The Day the Internet Went Down

A number of popular websites were recently shut down as a result of being hacked. These attacks were done on Oct. 21, and they essentially shut down the internet for a brief period of time.

Dyn DNS was the target of the attacks, according to Popular Science. They provide a service that allows you to get to the websites you want to view on your phone or computer. Normally, they have a low profile, but if the servers go down as a result of a distributed denial of service (DDoS) attack, then access to popular internet sites is blocked.

Some of the websites that went down as a result of the attack on Dyn DNS were Etsy, Grubhub, Netflix, Pinterest, Reddit, Spotify and Twitter, according to Gizmodo. However, social media, shopping and media streaming services weren’t the only ones targeted by this attack. Several large news outlets, such as CNN and Fox News, were also targeted by the attack.

It is possible that webcams played a role in the attacks. Products from a Chinese company called Hangzhou Xiongmai Technology are being recalled as a result of Friday’s attacks, according to PC World. The cameras being recalled were not the cause of the attacks, but a security issue on the cameras made them easy to hack. A statement from the company said the main issue was people not changing the passwords that came with the cameras.
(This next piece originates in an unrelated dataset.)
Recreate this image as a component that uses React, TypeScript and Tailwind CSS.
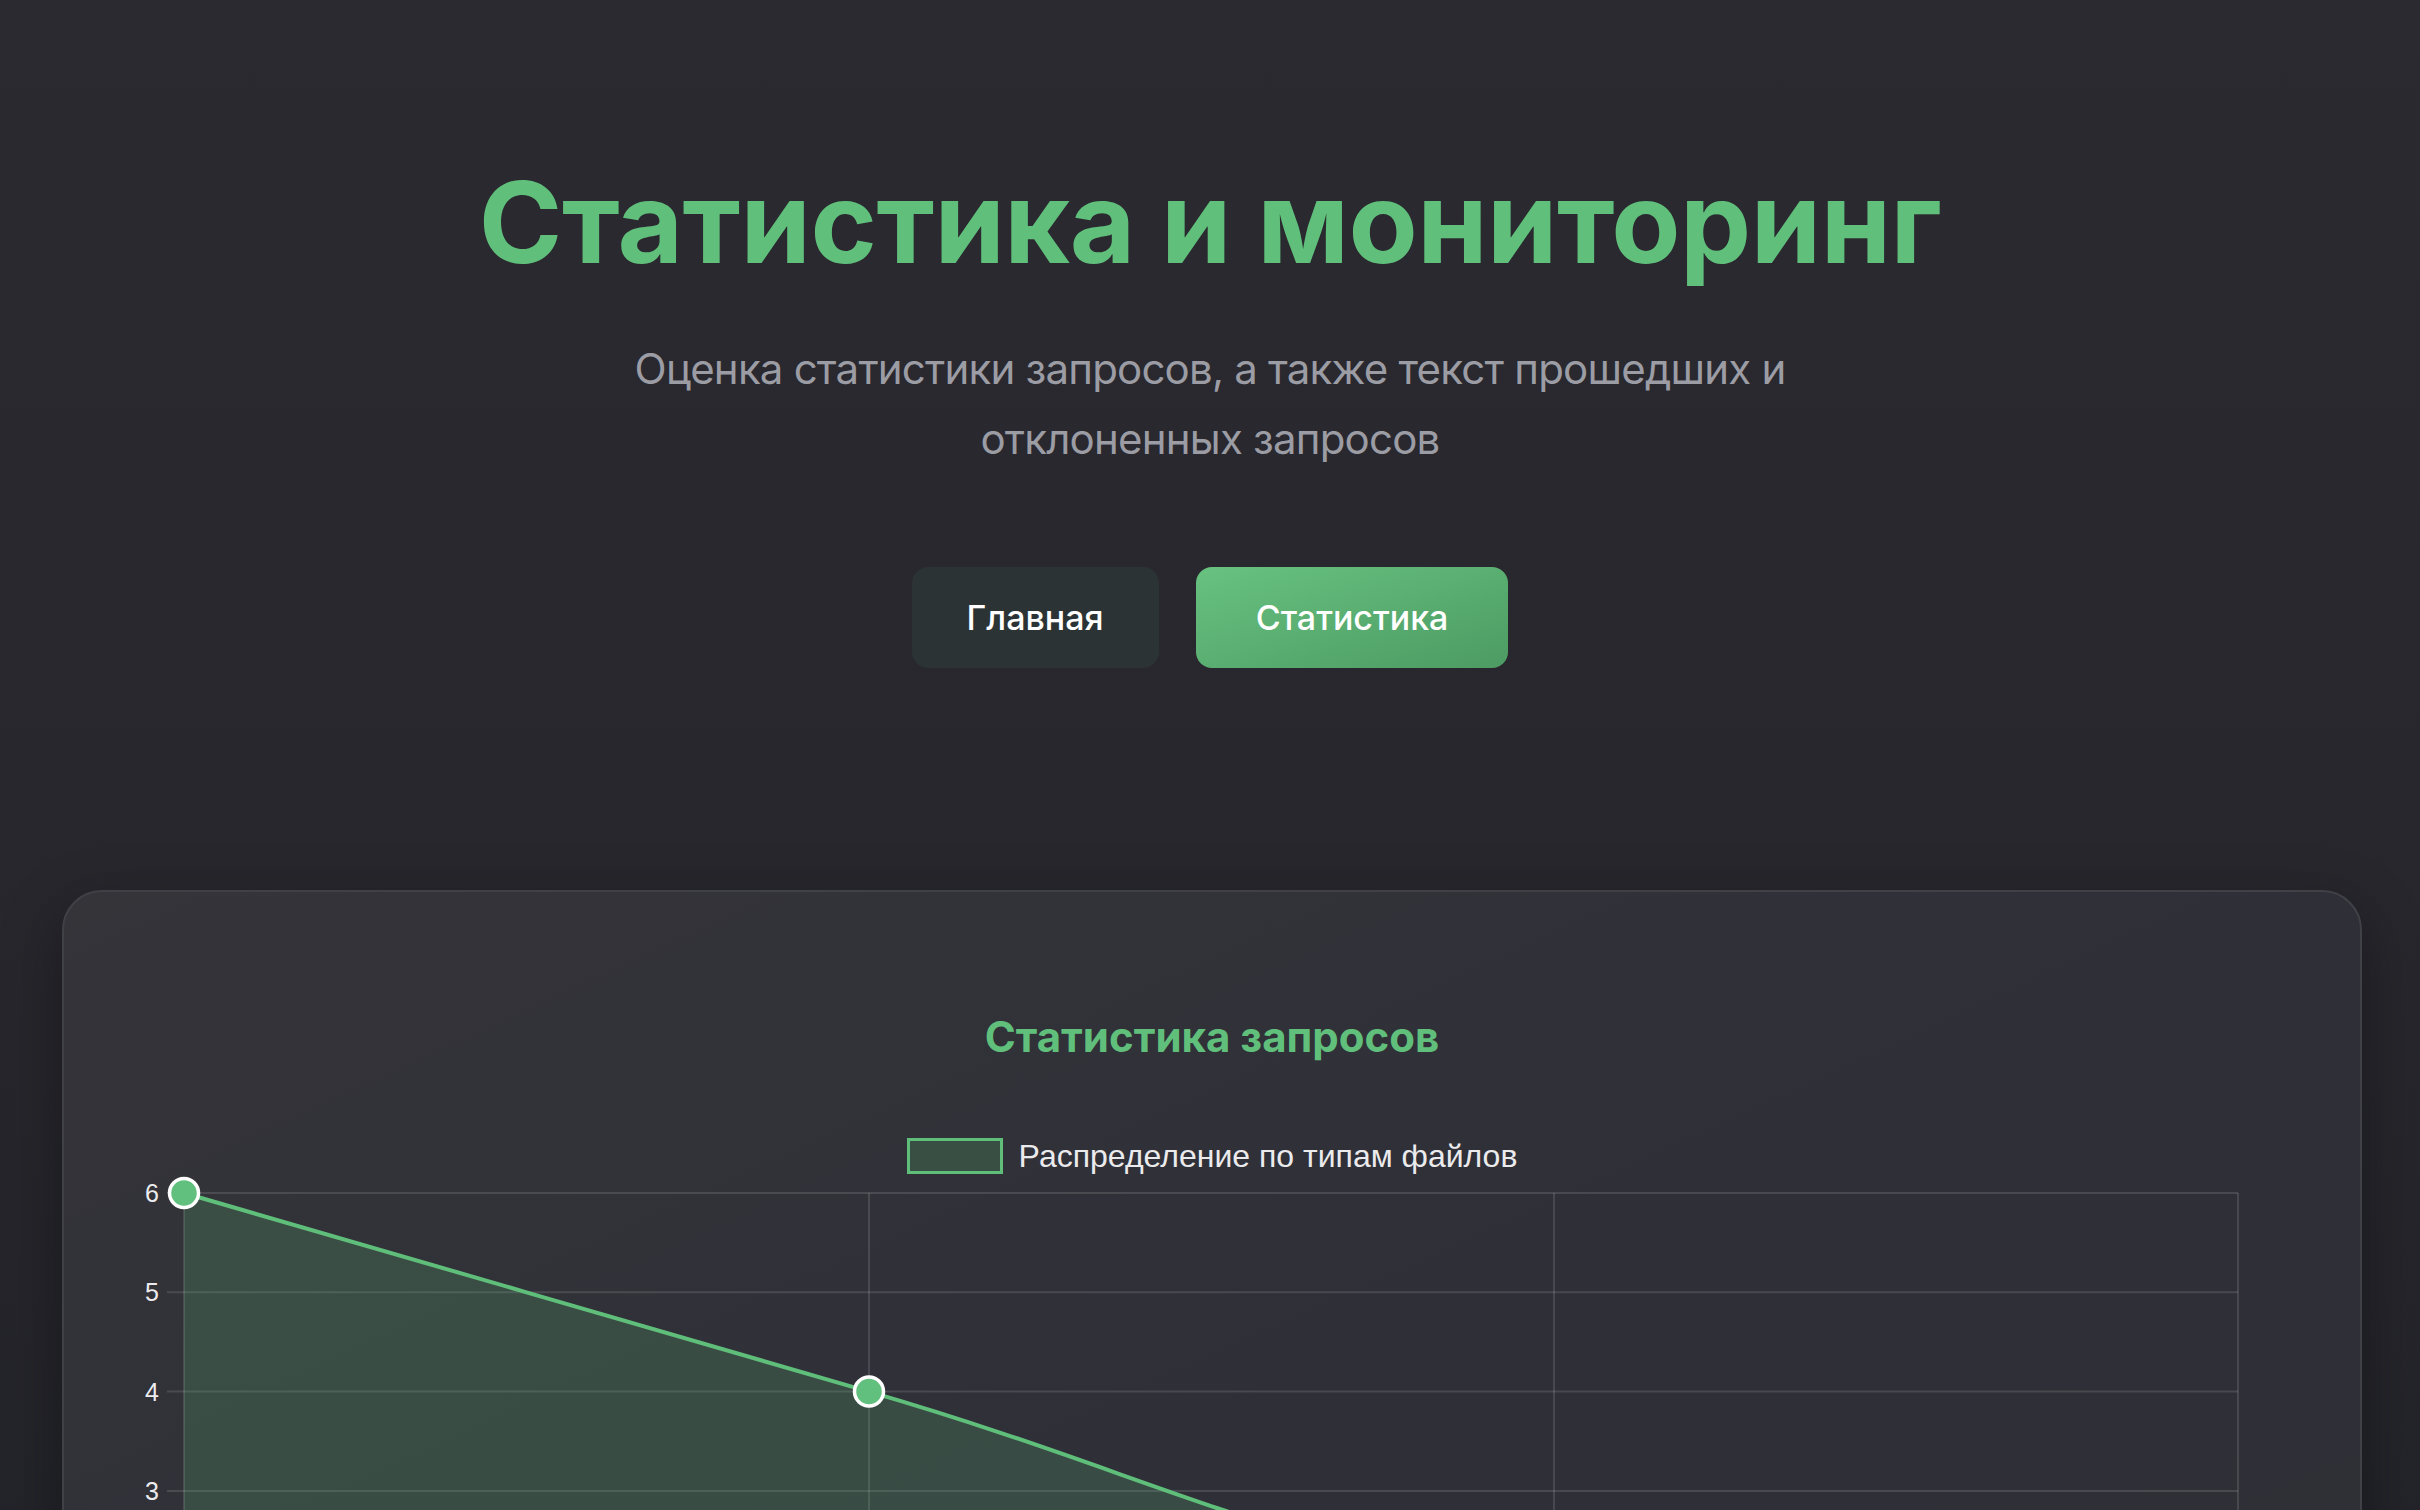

Websites have not been the only target of recent hacking issues though. This election cycle has seen the hacking of email accounts run by members of the Democratic Party. John Podesta was recently targeted by a Russian hacking group called Fancy Bear, according to Forbes. His email was hacked as a result of a “spear-phishing” scam in which he clicked a link in an email that seemed legitimate but was not. The link took him to a page where he could change his password. When he put his new password into that site, he unknowingly gave the password to Fancy Bear, and they were able to get access to all of his emails.

This brings cybersecurity into question. Avoiding emails that come off as scams is simple enough. Be aware of what you click on in emails, and if you feel like something is suspicious, you probably shouldn’t click on it without looking into it further.

There’s still the issue of larger hacks like those that happened on Oct. 21 that brought down many websites on the internet. While the issue has been resolved for now, it is still possible for them to be brought down again. “The U.S. Department of Homeland Security is monitoring the situation,” according to U.S. News. There are also firms that offer protection from DDoS attacks so that websites can remain online during the attack, according to Lance Cottrell, a chief scientist for Ntrepid. However, “monthly subscription fees for these services are generally equal to a typical DDoS extortion payment, giving companies little incentive to pay for them.”

So the lesson to be learned from these events is an old one: maintain a password on all of your digital accounts and especially on Internet-connected devices.